* **DATA ROWS**
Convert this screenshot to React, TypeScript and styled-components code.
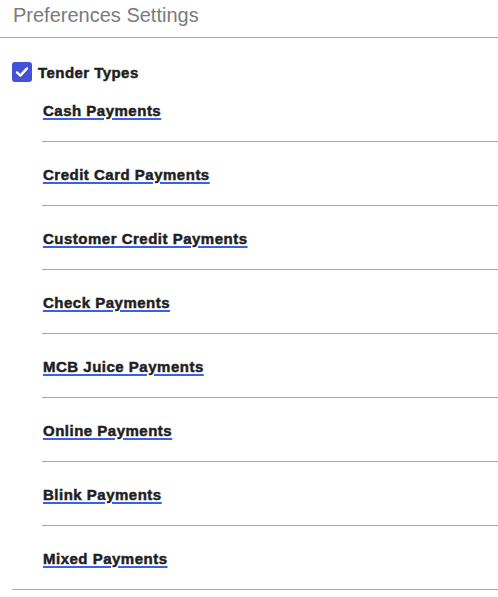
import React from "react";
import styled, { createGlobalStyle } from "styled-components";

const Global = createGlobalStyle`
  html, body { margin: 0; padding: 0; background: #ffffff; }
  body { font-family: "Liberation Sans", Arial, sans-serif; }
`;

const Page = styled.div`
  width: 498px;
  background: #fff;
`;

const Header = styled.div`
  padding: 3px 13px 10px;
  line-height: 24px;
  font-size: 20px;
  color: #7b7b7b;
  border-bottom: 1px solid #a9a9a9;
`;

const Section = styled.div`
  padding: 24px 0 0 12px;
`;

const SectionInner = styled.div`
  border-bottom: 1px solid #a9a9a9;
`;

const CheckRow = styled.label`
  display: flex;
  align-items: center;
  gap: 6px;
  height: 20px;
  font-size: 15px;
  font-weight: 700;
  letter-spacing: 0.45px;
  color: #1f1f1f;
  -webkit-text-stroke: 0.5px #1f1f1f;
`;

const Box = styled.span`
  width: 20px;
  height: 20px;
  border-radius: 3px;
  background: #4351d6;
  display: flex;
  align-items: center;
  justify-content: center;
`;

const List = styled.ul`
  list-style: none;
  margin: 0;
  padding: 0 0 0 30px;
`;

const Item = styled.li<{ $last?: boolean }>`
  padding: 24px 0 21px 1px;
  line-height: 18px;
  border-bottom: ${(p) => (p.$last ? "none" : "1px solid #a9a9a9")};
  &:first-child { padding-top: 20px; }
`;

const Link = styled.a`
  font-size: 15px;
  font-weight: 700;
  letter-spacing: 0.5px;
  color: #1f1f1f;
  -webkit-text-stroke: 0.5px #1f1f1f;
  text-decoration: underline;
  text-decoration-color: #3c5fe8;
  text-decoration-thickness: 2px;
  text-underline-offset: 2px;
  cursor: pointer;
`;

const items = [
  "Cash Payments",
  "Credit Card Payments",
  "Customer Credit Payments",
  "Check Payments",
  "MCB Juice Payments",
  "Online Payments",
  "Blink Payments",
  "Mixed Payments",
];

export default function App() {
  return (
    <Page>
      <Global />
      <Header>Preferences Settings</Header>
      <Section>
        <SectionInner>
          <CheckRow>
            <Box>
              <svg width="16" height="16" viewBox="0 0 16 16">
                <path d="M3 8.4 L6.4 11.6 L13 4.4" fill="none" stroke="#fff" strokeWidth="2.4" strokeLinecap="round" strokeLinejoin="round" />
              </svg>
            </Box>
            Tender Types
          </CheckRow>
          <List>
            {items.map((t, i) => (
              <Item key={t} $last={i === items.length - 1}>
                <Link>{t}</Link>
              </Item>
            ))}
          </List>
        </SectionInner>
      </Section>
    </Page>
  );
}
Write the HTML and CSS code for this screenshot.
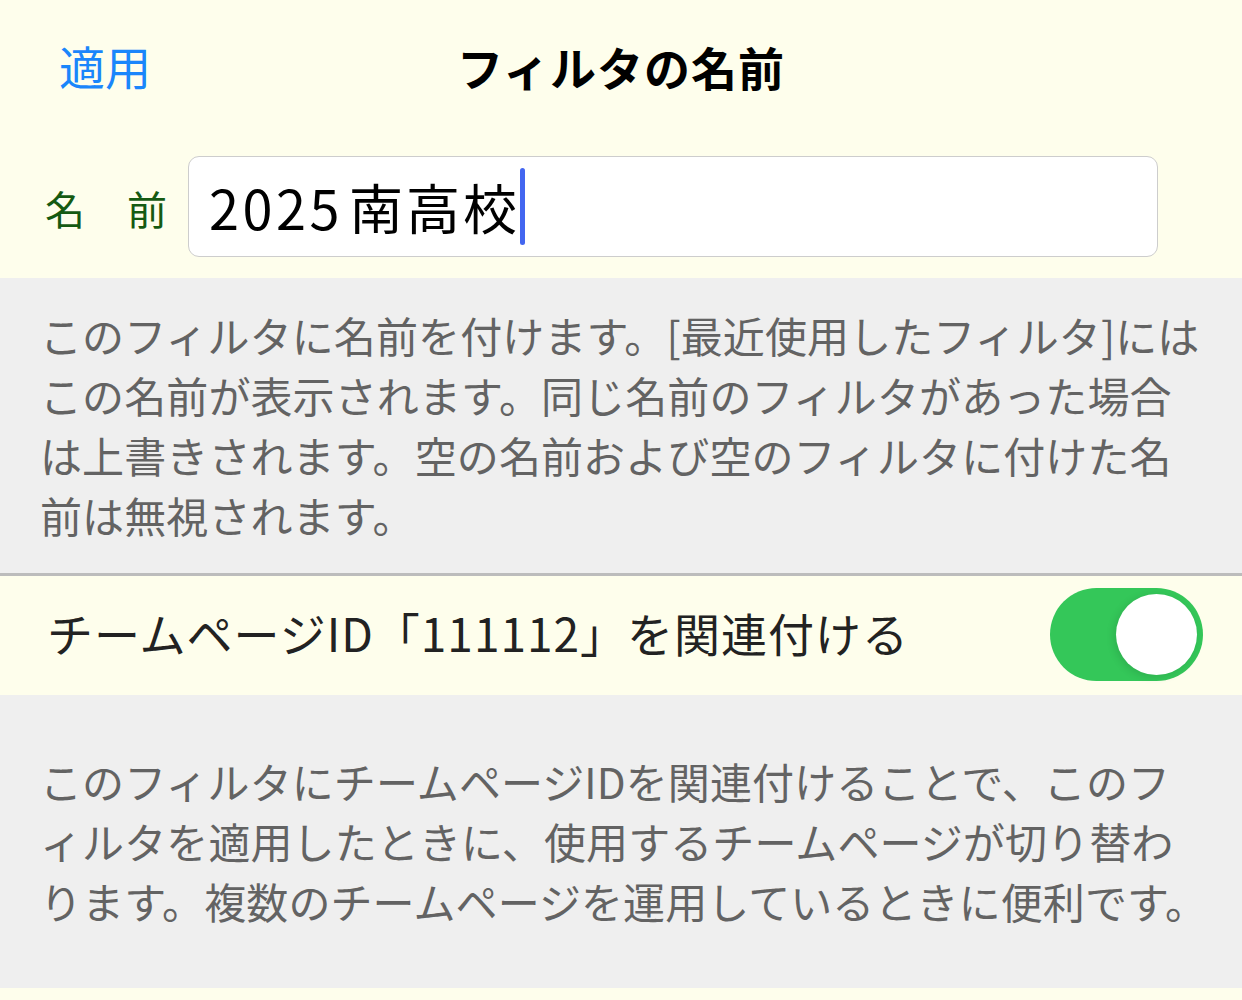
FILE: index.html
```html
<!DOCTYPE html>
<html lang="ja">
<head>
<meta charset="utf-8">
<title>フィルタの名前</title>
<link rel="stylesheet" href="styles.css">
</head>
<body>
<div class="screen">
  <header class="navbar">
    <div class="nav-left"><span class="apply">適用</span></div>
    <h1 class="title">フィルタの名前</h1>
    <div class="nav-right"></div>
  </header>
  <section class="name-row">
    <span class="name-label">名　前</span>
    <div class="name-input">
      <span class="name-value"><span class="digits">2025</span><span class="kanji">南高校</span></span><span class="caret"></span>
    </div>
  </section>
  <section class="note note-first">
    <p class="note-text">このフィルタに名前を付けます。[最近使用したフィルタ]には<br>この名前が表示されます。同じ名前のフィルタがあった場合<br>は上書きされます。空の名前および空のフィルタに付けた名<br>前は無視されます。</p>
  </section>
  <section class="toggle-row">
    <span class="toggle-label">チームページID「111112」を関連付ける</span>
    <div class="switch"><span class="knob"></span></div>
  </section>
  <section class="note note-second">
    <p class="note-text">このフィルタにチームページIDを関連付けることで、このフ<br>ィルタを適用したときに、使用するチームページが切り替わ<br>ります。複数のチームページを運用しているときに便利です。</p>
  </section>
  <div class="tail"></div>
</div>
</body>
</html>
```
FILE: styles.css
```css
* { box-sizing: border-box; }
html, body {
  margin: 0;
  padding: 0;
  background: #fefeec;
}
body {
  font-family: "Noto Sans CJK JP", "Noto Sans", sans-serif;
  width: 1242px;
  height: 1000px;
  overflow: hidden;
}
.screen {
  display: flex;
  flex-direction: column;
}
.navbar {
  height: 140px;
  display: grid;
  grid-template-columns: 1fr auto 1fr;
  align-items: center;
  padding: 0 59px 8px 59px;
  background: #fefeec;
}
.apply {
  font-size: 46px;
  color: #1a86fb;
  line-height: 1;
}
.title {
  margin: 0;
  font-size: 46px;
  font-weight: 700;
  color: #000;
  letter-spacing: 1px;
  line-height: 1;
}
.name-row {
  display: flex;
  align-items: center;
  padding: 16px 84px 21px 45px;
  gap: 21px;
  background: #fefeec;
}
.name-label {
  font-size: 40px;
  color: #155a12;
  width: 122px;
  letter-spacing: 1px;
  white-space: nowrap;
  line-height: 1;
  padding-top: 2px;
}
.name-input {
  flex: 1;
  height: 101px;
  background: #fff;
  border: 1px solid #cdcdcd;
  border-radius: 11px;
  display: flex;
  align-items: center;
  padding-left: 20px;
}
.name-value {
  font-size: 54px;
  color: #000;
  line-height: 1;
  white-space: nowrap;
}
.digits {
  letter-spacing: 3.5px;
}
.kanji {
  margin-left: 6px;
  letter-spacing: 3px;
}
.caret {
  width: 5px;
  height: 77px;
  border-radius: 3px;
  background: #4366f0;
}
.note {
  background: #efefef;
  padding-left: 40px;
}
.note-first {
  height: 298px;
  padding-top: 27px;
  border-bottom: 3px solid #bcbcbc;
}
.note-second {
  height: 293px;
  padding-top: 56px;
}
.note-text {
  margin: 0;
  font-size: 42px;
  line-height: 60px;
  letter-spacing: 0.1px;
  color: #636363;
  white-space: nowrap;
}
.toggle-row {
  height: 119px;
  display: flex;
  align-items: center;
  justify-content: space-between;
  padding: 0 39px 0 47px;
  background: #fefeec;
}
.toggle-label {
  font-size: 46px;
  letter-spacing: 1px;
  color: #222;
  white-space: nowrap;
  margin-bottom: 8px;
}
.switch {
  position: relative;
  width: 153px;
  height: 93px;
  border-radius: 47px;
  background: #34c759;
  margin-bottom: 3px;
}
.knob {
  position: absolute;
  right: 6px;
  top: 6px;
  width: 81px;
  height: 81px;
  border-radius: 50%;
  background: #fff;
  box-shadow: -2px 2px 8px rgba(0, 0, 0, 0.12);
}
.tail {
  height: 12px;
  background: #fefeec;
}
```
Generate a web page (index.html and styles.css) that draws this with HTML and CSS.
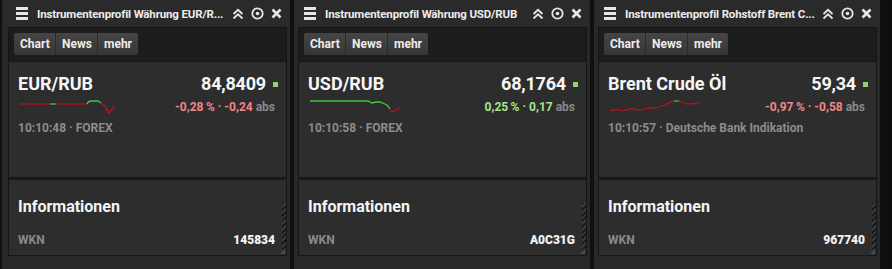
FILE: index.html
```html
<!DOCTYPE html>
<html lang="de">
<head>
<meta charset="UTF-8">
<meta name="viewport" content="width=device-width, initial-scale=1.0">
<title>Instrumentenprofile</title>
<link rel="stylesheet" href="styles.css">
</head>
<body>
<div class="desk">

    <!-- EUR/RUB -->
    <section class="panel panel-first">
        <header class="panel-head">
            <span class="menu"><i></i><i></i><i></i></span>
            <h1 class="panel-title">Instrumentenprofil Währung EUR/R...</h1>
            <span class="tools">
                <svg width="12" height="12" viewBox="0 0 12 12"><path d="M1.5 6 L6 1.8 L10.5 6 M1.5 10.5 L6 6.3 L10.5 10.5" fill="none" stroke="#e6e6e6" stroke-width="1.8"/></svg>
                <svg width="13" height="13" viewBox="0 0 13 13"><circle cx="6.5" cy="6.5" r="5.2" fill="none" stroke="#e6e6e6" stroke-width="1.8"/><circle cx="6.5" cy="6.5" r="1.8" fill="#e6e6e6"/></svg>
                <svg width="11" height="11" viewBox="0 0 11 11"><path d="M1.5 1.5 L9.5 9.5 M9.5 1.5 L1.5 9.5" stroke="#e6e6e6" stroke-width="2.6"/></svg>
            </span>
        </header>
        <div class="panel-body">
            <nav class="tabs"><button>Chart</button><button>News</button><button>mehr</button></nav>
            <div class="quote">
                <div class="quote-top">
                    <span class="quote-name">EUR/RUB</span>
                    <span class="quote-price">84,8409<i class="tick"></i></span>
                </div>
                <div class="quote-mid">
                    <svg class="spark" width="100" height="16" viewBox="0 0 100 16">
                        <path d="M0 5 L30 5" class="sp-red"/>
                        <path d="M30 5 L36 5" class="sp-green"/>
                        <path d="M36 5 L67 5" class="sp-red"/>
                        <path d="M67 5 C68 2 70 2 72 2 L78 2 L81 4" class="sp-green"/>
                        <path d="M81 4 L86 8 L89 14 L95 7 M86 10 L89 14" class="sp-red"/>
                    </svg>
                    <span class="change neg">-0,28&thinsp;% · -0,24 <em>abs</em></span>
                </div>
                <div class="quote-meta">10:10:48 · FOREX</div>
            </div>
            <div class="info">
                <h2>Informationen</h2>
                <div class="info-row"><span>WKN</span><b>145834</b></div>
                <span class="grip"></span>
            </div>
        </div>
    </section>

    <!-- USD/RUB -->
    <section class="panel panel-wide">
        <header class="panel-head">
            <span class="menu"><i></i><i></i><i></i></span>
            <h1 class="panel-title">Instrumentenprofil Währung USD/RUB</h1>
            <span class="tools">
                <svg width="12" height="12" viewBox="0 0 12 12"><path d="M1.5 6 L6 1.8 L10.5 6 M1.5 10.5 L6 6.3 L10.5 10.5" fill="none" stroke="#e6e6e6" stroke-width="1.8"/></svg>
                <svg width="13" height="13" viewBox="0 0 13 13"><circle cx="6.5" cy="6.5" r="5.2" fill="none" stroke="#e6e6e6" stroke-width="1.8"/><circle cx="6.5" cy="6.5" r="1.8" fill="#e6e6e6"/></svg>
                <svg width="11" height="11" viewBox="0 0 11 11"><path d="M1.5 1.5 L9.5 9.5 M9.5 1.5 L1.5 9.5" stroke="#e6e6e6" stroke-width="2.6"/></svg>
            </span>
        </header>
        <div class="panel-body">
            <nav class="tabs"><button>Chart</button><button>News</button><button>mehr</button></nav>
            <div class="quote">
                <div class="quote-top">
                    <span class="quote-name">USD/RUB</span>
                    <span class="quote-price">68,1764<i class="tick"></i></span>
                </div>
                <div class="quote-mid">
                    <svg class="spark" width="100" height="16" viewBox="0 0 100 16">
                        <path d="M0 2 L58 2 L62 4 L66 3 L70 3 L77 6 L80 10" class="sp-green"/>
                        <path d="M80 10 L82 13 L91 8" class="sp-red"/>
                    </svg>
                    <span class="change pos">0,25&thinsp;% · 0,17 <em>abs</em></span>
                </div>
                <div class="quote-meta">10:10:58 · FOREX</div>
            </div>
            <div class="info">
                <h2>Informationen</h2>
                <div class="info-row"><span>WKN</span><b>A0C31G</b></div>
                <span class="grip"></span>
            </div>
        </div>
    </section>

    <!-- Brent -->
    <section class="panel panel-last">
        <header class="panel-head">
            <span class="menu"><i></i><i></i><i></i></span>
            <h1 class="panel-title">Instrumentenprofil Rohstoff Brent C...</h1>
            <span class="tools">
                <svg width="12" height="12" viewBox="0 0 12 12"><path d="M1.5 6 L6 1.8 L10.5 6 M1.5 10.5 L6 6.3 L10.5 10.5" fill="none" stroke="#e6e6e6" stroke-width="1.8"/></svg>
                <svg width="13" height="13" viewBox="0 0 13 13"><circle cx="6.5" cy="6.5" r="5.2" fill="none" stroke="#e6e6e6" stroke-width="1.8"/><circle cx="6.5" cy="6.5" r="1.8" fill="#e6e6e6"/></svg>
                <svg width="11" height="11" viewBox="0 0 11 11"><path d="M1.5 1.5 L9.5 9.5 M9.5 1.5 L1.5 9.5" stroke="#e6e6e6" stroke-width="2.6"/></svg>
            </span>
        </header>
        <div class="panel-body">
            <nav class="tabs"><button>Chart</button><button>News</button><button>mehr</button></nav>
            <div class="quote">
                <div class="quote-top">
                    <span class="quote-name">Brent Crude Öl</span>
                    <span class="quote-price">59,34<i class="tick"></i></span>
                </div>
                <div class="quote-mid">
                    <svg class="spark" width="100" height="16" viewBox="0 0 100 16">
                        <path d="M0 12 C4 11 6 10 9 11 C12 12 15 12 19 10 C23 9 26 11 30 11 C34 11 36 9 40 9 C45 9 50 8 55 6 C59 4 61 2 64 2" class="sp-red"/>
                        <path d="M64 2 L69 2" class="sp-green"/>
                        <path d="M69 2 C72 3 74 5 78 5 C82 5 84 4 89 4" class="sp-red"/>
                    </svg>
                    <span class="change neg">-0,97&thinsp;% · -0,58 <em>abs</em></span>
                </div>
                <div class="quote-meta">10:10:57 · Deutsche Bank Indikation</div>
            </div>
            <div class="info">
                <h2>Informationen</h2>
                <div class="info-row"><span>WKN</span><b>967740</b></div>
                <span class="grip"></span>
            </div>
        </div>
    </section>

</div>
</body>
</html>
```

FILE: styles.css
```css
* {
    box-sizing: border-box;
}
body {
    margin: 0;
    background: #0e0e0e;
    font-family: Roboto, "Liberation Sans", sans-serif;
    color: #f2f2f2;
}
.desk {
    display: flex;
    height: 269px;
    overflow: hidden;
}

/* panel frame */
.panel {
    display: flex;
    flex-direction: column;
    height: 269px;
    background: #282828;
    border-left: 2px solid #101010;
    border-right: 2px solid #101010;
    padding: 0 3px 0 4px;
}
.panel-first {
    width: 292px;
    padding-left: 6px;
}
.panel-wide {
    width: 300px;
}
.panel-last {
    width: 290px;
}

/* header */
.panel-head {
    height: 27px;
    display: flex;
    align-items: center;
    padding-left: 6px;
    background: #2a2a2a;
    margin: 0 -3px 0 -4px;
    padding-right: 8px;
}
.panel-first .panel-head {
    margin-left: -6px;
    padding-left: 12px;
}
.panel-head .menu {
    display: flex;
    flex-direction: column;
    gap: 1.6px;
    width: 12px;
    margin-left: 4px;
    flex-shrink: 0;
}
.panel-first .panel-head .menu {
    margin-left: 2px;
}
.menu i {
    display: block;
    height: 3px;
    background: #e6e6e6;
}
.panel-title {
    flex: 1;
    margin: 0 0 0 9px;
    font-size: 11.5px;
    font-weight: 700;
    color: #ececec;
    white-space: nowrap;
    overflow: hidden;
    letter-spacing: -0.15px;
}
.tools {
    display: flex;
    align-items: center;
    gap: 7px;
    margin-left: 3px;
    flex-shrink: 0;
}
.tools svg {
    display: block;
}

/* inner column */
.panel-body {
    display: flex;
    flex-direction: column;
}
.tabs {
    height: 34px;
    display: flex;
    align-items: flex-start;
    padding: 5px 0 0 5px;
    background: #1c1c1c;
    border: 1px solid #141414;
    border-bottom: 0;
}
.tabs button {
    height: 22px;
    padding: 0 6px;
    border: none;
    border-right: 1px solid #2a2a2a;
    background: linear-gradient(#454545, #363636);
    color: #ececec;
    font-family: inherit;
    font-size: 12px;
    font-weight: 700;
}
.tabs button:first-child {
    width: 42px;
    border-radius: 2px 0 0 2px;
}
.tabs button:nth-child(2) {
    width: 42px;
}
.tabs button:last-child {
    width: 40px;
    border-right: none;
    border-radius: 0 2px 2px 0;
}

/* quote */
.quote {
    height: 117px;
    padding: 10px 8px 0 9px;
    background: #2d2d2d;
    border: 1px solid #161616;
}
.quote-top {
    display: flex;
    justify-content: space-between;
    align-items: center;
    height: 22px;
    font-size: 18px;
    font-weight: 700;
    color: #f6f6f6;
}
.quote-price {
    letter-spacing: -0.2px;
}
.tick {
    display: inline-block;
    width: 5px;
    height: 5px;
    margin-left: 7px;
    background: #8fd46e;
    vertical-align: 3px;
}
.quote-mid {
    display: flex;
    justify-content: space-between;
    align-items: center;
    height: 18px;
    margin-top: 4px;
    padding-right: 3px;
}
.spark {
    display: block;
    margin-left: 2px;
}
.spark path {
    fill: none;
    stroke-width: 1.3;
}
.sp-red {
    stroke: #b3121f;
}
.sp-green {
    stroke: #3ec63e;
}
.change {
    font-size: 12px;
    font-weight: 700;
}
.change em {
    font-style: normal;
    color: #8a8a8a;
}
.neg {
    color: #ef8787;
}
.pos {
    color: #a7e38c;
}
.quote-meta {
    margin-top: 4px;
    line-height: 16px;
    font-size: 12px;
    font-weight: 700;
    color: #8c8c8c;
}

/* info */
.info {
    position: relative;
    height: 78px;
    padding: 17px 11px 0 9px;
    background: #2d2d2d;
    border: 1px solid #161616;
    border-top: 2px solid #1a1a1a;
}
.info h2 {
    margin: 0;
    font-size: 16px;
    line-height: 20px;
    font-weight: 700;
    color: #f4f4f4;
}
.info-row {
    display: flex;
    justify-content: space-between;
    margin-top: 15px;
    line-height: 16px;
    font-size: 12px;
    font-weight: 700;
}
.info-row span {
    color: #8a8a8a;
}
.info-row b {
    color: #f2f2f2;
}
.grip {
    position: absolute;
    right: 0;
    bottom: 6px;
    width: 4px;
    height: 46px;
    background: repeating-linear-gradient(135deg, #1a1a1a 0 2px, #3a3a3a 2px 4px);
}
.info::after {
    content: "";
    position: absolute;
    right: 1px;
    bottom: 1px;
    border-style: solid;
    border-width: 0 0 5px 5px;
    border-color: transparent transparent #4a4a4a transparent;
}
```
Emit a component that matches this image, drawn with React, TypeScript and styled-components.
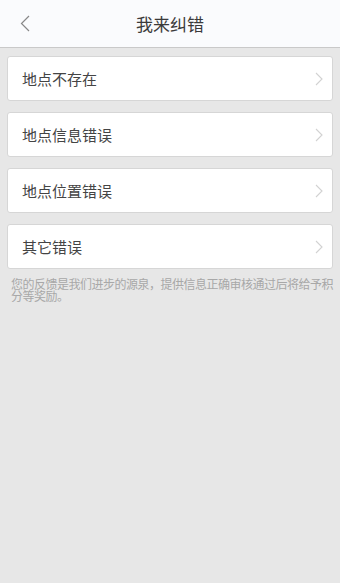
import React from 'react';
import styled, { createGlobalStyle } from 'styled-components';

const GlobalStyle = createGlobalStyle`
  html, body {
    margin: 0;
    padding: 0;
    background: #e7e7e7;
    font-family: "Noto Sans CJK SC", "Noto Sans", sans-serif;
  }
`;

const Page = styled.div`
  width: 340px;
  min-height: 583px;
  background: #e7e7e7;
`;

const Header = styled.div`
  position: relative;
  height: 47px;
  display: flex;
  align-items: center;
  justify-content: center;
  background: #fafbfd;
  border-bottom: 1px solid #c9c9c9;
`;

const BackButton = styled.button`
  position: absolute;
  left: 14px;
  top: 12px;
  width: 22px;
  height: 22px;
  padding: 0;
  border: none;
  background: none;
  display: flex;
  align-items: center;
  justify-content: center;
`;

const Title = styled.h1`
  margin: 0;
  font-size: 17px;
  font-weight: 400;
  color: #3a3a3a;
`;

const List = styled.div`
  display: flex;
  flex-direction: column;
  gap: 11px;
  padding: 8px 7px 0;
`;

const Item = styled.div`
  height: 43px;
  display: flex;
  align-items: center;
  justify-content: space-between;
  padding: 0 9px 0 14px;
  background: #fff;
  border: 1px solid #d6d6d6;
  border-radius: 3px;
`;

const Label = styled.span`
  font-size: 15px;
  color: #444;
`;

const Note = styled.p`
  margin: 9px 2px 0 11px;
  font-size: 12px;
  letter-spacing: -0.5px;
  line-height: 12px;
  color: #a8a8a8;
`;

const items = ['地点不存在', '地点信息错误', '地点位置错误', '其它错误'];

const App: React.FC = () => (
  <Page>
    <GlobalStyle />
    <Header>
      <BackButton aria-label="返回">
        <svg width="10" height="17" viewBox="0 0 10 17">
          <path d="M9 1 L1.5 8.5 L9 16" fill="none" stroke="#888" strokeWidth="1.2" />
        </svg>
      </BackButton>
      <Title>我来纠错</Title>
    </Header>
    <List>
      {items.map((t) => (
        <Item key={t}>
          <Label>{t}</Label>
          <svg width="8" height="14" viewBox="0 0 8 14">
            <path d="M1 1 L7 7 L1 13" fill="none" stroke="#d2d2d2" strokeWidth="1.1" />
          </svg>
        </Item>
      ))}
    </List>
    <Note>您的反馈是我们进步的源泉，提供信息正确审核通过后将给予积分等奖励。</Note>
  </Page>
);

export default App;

* **SET EXERCISE**
Each line that contains the string "screenshot" counts once; report how many such lines the entries have, giving only the number.

* **SOLUTION TO THIS PROBLEM**
2